Filtering out the Arsenic of Corruption
As Bangladeshis watch enthralled the reeling in of the corrupt 'big fish' by the military-backed caretaker government, and let out a collective exultation of “finally!”, an event in the United States has added to this exultation.
Dr. Abul Hussam, a chemistry professor at George Mason University in Fairfax, Virginia, won the 2007 “Grainger Challenge Prize for Sustainability” for developing an inexpensive, easy-to-make system for filtering arsenic from well water. Of Bangladeshi origin, the chemist plans to donate the $1 million prize money for distributing these filters to needy communities around the world.
Dr. Hussam was moved by the plight of millions of Bangladeshis poisoned by tube-well water laced with arsenic - leading to serious skin conditions, tumors, breathing difficulties, cancer, and ultimately to agonizing death - and made it his quest to find a solution.
After experimenting with hundreds of prototypes, he finally found the right combination of sand, charcoal, brick and cast iron to filter out almost any trace of arsenic from well water. In the northern district of Kushtia now, these systems are being produced at the rate of about 200 per week, at a cost of about $40 each. Over 30,000 filtration systems have already been distributed throughout the country.
Coming in the wake of Dr. Yunus’s Nobel Peace Prize last year, Dr. Abul Hussam’s achievement should lift the heart of even the most stubborn pessimist.
In light of Bangladesh’s current attempt to make corrupt kingpins accountable for their past misdeeds, the success of Dr. Hussam’s discovery suggests a compelling question: Will Bangladesh be able to filter out the arsenic of corruption, greed, nepotism and misrule once and for all from the roots of its government, no matter who may be in power?
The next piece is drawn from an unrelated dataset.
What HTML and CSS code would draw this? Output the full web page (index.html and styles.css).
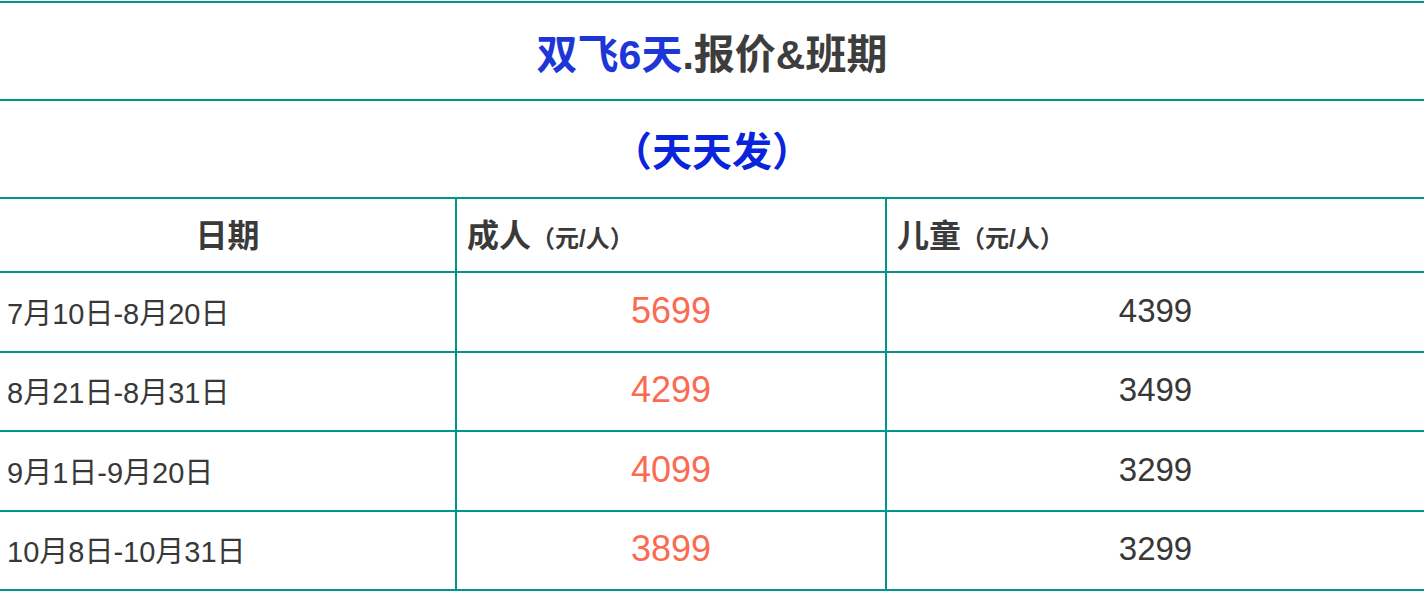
FILE: index.html
```html
<!DOCTYPE html>
<html lang="zh-CN">
<head>
<meta charset="utf-8">
<title>双飞6天.报价&amp;班期</title>
<link rel="stylesheet" href="styles.css">
</head>
<body>
<table class="price-table">
  <colgroup>
    <col class="col-date">
    <col class="col-adult">
    <col class="col-child">
  </colgroup>
  <tbody>
    <tr class="row-title">
      <td colspan="3" class="title"><span class="blue">双飞6天</span>.报价&amp;班期</td>
    </tr>
    <tr class="row-title">
      <td colspan="3" class="subtitle">（天天发）</td>
    </tr>
    <tr class="row-head">
      <th class="head-center">日期</th>
      <th class="head-left">成人<span class="unit">（元/人）</span></th>
      <th class="head-left last">儿童<span class="unit">（元/人）</span></th>
    </tr>
    <tr class="row-data">
      <td class="date">7月10日-8月20日</td>
      <td class="adult">5699</td>
      <td class="child last">4399</td>
    </tr>
    <tr class="row-data">
      <td class="date">8月21日-8月31日</td>
      <td class="adult">4299</td>
      <td class="child last">3499</td>
    </tr>
    <tr class="row-data">
      <td class="date">9月1日-9月20日</td>
      <td class="adult">4099</td>
      <td class="child last">3299</td>
    </tr>
    <tr class="row-data">
      <td class="date">10月8日-10月31日</td>
      <td class="adult">3899</td>
      <td class="child last">3299</td>
    </tr>
  </tbody>
</table>
</body>
</html>
```
FILE: styles.css
```css
html, body {
  margin: 0;
  padding: 0;
  background: #ffffff;
}

body {
  padding-top: 1px;
  font-family: "Liberation Sans", "Noto Sans CJK SC", sans-serif;
  color: #333333;
}

.price-table {
  width: 1424px;
  border-collapse: separate;
  border-spacing: 0;
  table-layout: fixed;
  border-top: 2px solid #00968a;
}

.col-date { width: 457px; }
.col-adult { width: 430px; }
.col-child { width: 537px; }

.price-table td,
.price-table th {
  border-bottom: 2px solid #00968a;
  border-right: 2px solid #00968a;
  padding: 0;
  vertical-align: middle;
}

.price-table .last,
.price-table .title,
.price-table .subtitle {
  border-right: none;
}

.row-title td {
  height: 96px;
  text-align: center;
  font-weight: bold;
}

.title {
  font-size: 41px;
  color: #3d3d3d;
}

.blue {
  color: #1c36d8;
}

.subtitle {
  font-size: 40px;
  color: #0a24dc;
}

.row-head th {
  height: 68px;
  font-size: 32px;
  font-weight: bold;
  color: #3a3a3a;
  padding-bottom: 4px;
}

.head-center {
  text-align: center;
}

.head-left {
  text-align: left;
  padding-left: 10px !important;
}

.unit {
  font-size: 24px;
}

.row-data td {
  height: 75.5px;
  padding-bottom: 2px;
}

.date {
  font-size: 29px;
  color: #383838;
  padding-left: 7px !important;
  text-align: left;
}

.adult {
  font-size: 36px;
  color: #fa6b52;
  text-align: center;
}

.child {
  font-size: 33px;
  color: #383838;
  text-align: center;
}
```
Conscientious Bangladeshis hung their heads in shame when the Berlin-based Transparency International ranked the country as the most corrupt in the world five years in a row, beginning with 2000. They witnessed with horror the powerful and the unscrupulous looting the country’s treasury, the Faustian bargains political parties made with one another and the terribly widening gap between the rich and the poor. (What a contrast, for instance, to a Bangladeshi taxi driver in New York named Osman chowdhury who returned a lost bag of diamond rings worth $500,000 to the owner after she had left it in the trunk of his cab. If only Bangladeshi politicians and their sycophants could learn honesty and integrity from this humble man!)
Both the Awami League and the Bangladesh National Party indulged in thievery and gangsterism with impunity, and functionaries of both parties – mercenaries, really - created a twilight zone in which their words were the law. Only the ‘fittest’ thrived in this twilight zone, the fittest being those in or close to power, and their henchmen down the food chain.
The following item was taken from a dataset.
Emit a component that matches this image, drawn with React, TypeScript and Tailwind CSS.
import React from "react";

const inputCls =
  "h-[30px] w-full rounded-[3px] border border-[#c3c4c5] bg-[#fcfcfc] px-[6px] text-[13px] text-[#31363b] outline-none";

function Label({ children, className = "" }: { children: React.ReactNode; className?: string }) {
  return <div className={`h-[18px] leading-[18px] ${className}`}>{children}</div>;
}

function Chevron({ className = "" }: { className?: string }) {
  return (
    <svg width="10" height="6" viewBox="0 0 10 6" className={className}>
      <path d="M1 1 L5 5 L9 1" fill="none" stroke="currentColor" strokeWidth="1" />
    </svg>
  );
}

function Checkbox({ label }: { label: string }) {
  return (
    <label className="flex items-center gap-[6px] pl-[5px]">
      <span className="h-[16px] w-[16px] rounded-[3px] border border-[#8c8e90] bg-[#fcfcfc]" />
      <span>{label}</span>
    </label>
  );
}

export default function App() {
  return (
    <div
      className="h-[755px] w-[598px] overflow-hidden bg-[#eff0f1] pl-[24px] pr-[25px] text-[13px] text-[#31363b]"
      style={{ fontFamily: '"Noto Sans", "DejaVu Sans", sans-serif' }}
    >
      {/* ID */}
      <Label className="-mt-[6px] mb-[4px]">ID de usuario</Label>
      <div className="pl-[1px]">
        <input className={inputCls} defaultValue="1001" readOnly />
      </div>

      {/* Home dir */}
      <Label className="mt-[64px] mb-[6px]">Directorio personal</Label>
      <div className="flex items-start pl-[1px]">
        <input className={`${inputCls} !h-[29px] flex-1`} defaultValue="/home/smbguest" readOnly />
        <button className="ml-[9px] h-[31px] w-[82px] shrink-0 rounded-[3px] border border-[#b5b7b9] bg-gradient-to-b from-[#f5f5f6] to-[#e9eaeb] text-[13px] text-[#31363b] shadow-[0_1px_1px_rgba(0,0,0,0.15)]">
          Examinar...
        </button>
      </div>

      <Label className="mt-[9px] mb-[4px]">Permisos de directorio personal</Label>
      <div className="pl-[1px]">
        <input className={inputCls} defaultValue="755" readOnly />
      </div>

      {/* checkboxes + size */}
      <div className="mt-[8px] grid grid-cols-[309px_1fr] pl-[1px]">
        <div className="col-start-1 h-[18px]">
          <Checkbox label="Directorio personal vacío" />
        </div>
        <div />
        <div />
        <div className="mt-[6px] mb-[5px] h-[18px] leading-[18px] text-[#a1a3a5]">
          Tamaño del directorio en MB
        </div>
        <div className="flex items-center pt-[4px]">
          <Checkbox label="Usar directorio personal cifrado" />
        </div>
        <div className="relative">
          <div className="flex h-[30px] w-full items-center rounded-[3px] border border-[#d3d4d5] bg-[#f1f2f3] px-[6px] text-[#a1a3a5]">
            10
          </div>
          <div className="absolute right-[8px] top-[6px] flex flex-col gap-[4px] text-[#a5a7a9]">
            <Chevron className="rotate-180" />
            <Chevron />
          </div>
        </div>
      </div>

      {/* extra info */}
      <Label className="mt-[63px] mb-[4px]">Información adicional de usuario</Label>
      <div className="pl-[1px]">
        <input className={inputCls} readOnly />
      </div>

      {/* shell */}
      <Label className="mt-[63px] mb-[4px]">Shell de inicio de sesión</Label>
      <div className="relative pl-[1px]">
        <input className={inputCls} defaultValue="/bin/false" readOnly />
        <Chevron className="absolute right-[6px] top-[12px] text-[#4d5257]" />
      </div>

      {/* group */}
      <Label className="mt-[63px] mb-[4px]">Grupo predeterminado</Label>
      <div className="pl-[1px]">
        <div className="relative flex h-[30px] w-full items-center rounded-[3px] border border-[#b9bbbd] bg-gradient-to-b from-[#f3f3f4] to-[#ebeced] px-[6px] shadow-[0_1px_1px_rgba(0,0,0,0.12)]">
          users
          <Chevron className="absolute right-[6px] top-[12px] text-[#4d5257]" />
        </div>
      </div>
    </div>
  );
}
Now there is hope that the darkness may be lifting, that those who abused power and amassed fortunes at the expense of the nation and its citizens will be brought to justice.
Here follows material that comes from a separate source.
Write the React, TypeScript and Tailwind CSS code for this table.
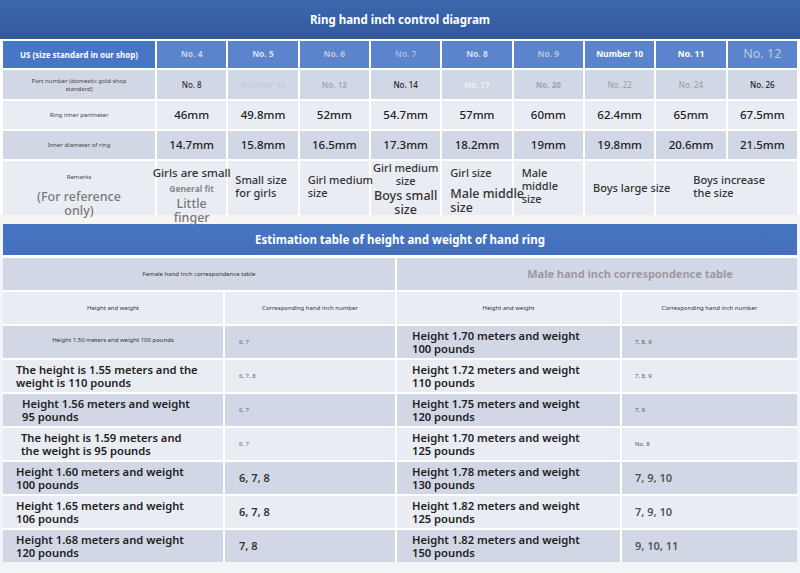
import React from "react";

const F = { fontFamily: '"Noto Sans", "Open Sans", sans-serif' };

const heads = [
  { t: "No. 4", c: "text-[8.5px] font-bold text-[#c9d1e2]" },
  { t: "No. 5", c: "text-[8.5px] font-bold text-[#d9e1f1]" },
  { t: "No. 6", c: "text-[8.5px] font-bold text-[#bcc6da]" },
  { t: "No. 7", c: "text-[8.5px] font-semibold text-[#a9badb]" },
  { t: "No. 8", c: "text-[8.5px] font-bold text-[#d6def0]" },
  { t: "No. 9", c: "text-[8.5px] font-bold text-[#b8c3d8]" },
  { t: "Number 10", c: "text-[8.5px] font-bold text-white" },
  { t: "No. 11", c: "text-[8.5px] font-bold text-white" },
  { t: "No. 12", c: "text-[12.5px] text-[#bfcbe0]" },
];

const ports = [
  { t: "No. 8", c: "text-[#333] font-medium" },
  { t: "Number 10", c: "text-[#c9cdd9] font-bold" },
  { t: "No. 12", c: "text-[#a7abb8] font-bold" },
  { t: "No. 14", c: "text-[#222] font-medium" },
  { t: "No. 17", c: "text-[#eef0f7] font-bold" },
  { t: "No. 20", c: "text-[#9fa3b0] font-bold" },
  { t: "No. 22", c: "text-[#9a9a9a]" },
  { t: "No. 24", c: "text-[#9a9a9a]" },
  { t: "No. 26", c: "text-[#222] font-medium" },
];

const perim = ["46mm", "49.8mm", "52mm", "54.7mm", "57mm", "60mm", "62.4mm", "65mm", "67.5mm"];
const diam = ["14.7mm", "15.8mm", "16.5mm", "17.3mm", "18.2mm", "19mm", "19.8mm", "20.6mm", "21.5mm"];

const dark = "bg-[#d2d7e6]";
const light = "bg-[#eaecf3]";

const female = [
  { l: ["Height 1.50 meters and weight 100 pounds"], tiny: true, pl: "", v: "6, 7", big: false },
  { l: ["The height is 1.55 meters and the", "weight is 110 pounds"], pl: "pl-[13px]", v: "6, 7, 8", big: false },
  { l: ["Height 1.56 meters and weight", "95 pounds"], pl: "pl-[19px]", v: "6, 7", big: false },
  { l: ["The height is 1.59 meters and", "the weight is 95 pounds"], pl: "pl-[18px]", v: "6, 7", big: false },
  { l: ["Height 1.60 meters and weight", "100 pounds"], pl: "pl-[13px]", v: "6, 7, 8", big: true },
  { l: ["Height 1.65 meters and weight", "106 pounds"], pl: "pl-[13px]", v: "6, 7, 8", big: true },
  { l: ["Height 1.68 meters and weight", "120 pounds"], pl: "pl-[13px]", v: "7, 8", big: true },
];

const male = [
  { l: ["Height 1.70 meters and weight", "100 pounds"], v: "7, 8, 9", big: false },
  { l: ["Height 1.72 meters and weight", "110 pounds"], v: "7, 8, 9", big: false },
  { l: ["Height 1.75 meters and weight", "120 pounds"], v: "7, 9", big: false },
  { l: ["Height 1.70 meters and weight", "125 pounds"], v: "No. 8", big: false },
  { l: ["Height 1.78 meters and weight", "130 pounds"], v: "7, 9, 10", big: true },
  { l: ["Height 1.82 meters and weight", "125 pounds"], v: "7, 9, 10", big: true },
  { l: ["Height 1.82 meters and weight", "150 pounds"], v: "9, 10, 11", big: true },
];

export default function App() {
  return (
    <div style={F} className="w-[800px] h-[573px] overflow-hidden bg-[#f3f4f8]">
      <div className="h-[41px] flex items-center justify-center bg-gradient-to-b from-[#3d67ad] to-[#33599c] border-b-[2px] border-white">
        <span className="text-[11.5px] font-bold text-white">Ring hand inch control diagram</span>
      </div>

      <div className="px-[3px] bg-white">
        <div className="grid grid-cols-[152px_repeat(9,minmax(0,1fr))] grid-rows-[27px_29px_28px_28px_54px] gap-[2px]">
          <div className="bg-[#4676c6] flex items-center justify-center text-[8px] font-bold text-white">US (size standard in our shop)</div>
          {heads.map((h) => (
            <div key={h.t} className={`bg-[#5b84cc] flex items-center justify-center ${h.c}`}>{h.t}</div>
          ))}

          <div className={`${dark} flex items-center justify-center px-5 text-center text-[6px] leading-[8px] text-[#444]`}>Port number (domestic gold shop standard)</div>
          {ports.map((p) => (
            <div key={p.t} className={`${dark} flex items-center justify-center text-[8px] ${p.c}`}>{p.t}</div>
          ))}

          <div className={`${light} flex items-center justify-center text-[6px] text-[#444]`}>Ring inner perimeter</div>
          {perim.map((v) => (
            <div key={v} className={`${light} flex items-center justify-center text-[11.5px] font-medium text-[#222]`}>{v}</div>
          ))}

          <div className={`${dark} flex items-center justify-center text-[6px] text-[#444]`}>Inner diameter of ring</div>
          {diam.map((v) => (
            <div key={v} className={`${dark} flex items-center justify-center text-[11.5px] font-medium text-[#222]`}>{v}</div>
          ))}

          <div className={`${light} flex flex-col items-center pt-[12px] text-center`}>
            <span className="text-[6px] text-[#444]">Remarks</span>
            <span className="mt-[8px] text-[12.5px] leading-[14px] font-medium text-[#7a7a7a]">(For reference<br />only)</span>
          </div>
          <div className={`${light} relative z-10 flex flex-col items-center pt-[5px] text-center whitespace-nowrap`}>
            <span className="text-[11.5px] leading-[14px] font-medium text-[#333]">Girls are small</span>
            <span className="mt-[4px] text-[8.5px] leading-[10px] font-bold text-[#888]">General fit</span>
            <span className="mt-[3px] text-[12.5px] leading-[14px] font-medium text-[#777]">Little<br />finger</span>
          </div>
          <div className={`${light} flex flex-col pl-[7px] pt-[12px] text-[11px] leading-[13px] font-medium text-[#333] whitespace-nowrap`}>
            <span>Small size<br />for girls</span>
          </div>
          <div className={`${light} relative z-10 flex flex-col pl-[8px] pt-[12px] text-[11px] leading-[13px] font-medium text-[#333] whitespace-nowrap`}>
            <span>Girl medium<br />size</span>
          </div>
          <div className={`${light} flex flex-col items-center text-center whitespace-nowrap`}>
            <span className="text-[11px] leading-[13px] font-medium text-[#333]">Girl medium<br />size</span>
            <span className="mt-[2px] text-[12.5px] leading-[14px] font-medium text-[#333]">Boys small<br />size</span>
          </div>
          <div className={`${light} relative z-10 flex flex-col pl-[8px] pt-[5px] whitespace-nowrap`}>
            <span className="text-[11px] leading-[13px] font-medium text-[#333]">Girl size</span>
            <span className="mt-[8px] text-[12.5px] leading-[14px] font-medium text-[#333]">Male middle<br />size</span>
          </div>
          <div className={`${light} flex flex-col pl-[8px] pt-[5px] text-[11px] leading-[13px] font-medium text-[#333]`}>
            <span>Male<br />middle<br />size</span>
          </div>
          <div className={`${light} relative z-10 flex items-center pl-[8px] whitespace-nowrap text-[11px] font-medium text-[#333]`}>Boys large size</div>
          <div className={`${light} col-span-2 flex flex-col pl-[37px] pt-[12px] text-[11px] leading-[13px] font-medium text-[#333]`}>
            <span>Boys increase<br />the size</span>
          </div>
        </div>
      </div>

      <div className="h-[9px] bg-[#f7f4f4]" />

      <div className="px-[3px]">
        <div className="h-[33px] flex items-center justify-center bg-gradient-to-b from-[#4675c2] to-[#4470bd] border-b-[2px] border-white">
          <span className="text-[11.5px] font-bold text-white">Estimation table of height and weight of hand ring</span>
        </div>
        <div className="grid grid-cols-[220px_170px_223px_minmax(0,1fr)] auto-rows-[32px] gap-[2px] bg-white pt-[1px]">
          <div className={`${dark} col-span-2 flex items-center justify-center text-[6px] text-[#333]`}>Female hand inch correspondence table</div>
          <div className={`${dark} col-span-2 flex items-center justify-center pl-[66px] text-[11px] font-bold text-[#9a9aa2]`}>Male hand inch correspondence table</div>

          <div className={`${light} flex items-center justify-center text-[6px] text-[#333]`}>Height and weight</div>
          <div className={`${light} flex items-center justify-center text-[6px] text-[#333]`}>Corresponding hand inch number</div>
          <div className={`${light} flex items-center justify-center text-[6px] text-[#333]`}>Height and weight</div>
          <div className={`${light} flex items-center justify-center text-[6px] text-[#333]`}>Corresponding hand inch number</div>

          {female.map((f, i) => {
            const m = male[i];
            const bg = i % 2 === 0 ? dark : light;
            return (
              <React.Fragment key={i}>
                {f.tiny ? (
                  <div className={`${bg} flex items-center justify-center pb-[4px] text-[6px] text-[#333]`}>{f.l[0]}</div>
                ) : (
                  <div className={`${bg} flex flex-col justify-center ${f.pl} text-[11.2px] leading-[13px] font-semibold text-[#222] whitespace-nowrap`}>
                    {f.l.map((s) => <span key={s}>{s}</span>)}
                  </div>
                )}
                <div className={`${bg} flex items-center pl-[14px] ${f.big ? "text-[11px] font-semibold text-[#333]" : "text-[6px] text-[#666]"}`}>{f.v}</div>
                <div className={`${bg} flex flex-col justify-center pl-[15px] text-[11.2px] leading-[13px] font-semibold text-[#222]`}>
                  {m.l.map((s) => <span key={s}>{s}</span>)}
                </div>
                <div className={`${bg} flex items-center pl-[13px] ${m.big ? "text-[11px] font-semibold text-[#555]" : "text-[6px] text-[#555]"}`}>{m.v}</div>
              </React.Fragment>
            );
          })}
        </div>
      </div>
    </div>
  );
}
Because it is the army, backed by the interim government, that is spearheading the crackdown and the cleansing mission, some Bangladeshis are already protesting that democracy is in danger.
What planet are they on? Democracy cannot flourish in a vacuum. It can thrive only in the fertile soil of accountability, responsibility, and good governance. When the soil is saturated with the arsenic of greed, nepotism and solipsism, what thrives is “thugocracy,” not democracy. This has been the sad lot of Bangladeshis since 1991, following the overthrow of the military dictatorship of General Ershad.
The country has been kept afloat not by any government in power, but by the innate genius of common Bangladeshis – the human capital - and their entrepreneurship and creativity against all odds.
What is critical is for the interim government to proceed with prudence, and not try to bite off more than it can chew. One measure of this prudence can be seen in the systematic way in which the army is being used to snag progressively ‘bigger fish’ with each passing day. Ultimately the biggest fish – an unholy group of crooks and criminal masterminds across party lines – will have to be hauled in for justice to prevail.
Visiting Bangladesh last November, friends and relatives repeatedly told me that if only the government got off the back of the people and the powerful were held accountable for their actions, the country could achieve wonders. While neighboring India was earning billions of dollars in foreign exchange through the Internet-driven boom in IT services and products, Bangladesh was moving backward through debilitating strikes and plundering of the nation’s assets by the privileged.
Will decades of national nightmare be soon over, and will a new and responsible government usher in an era of enlightened democracy, of accountability, of law and order, of economic and educational opportunity for all? Let’s hope the groundwork is now being laid for such an outcome, so that future generations can look to this interim government as one that, after fits and starts, found its calling and made good on its promise.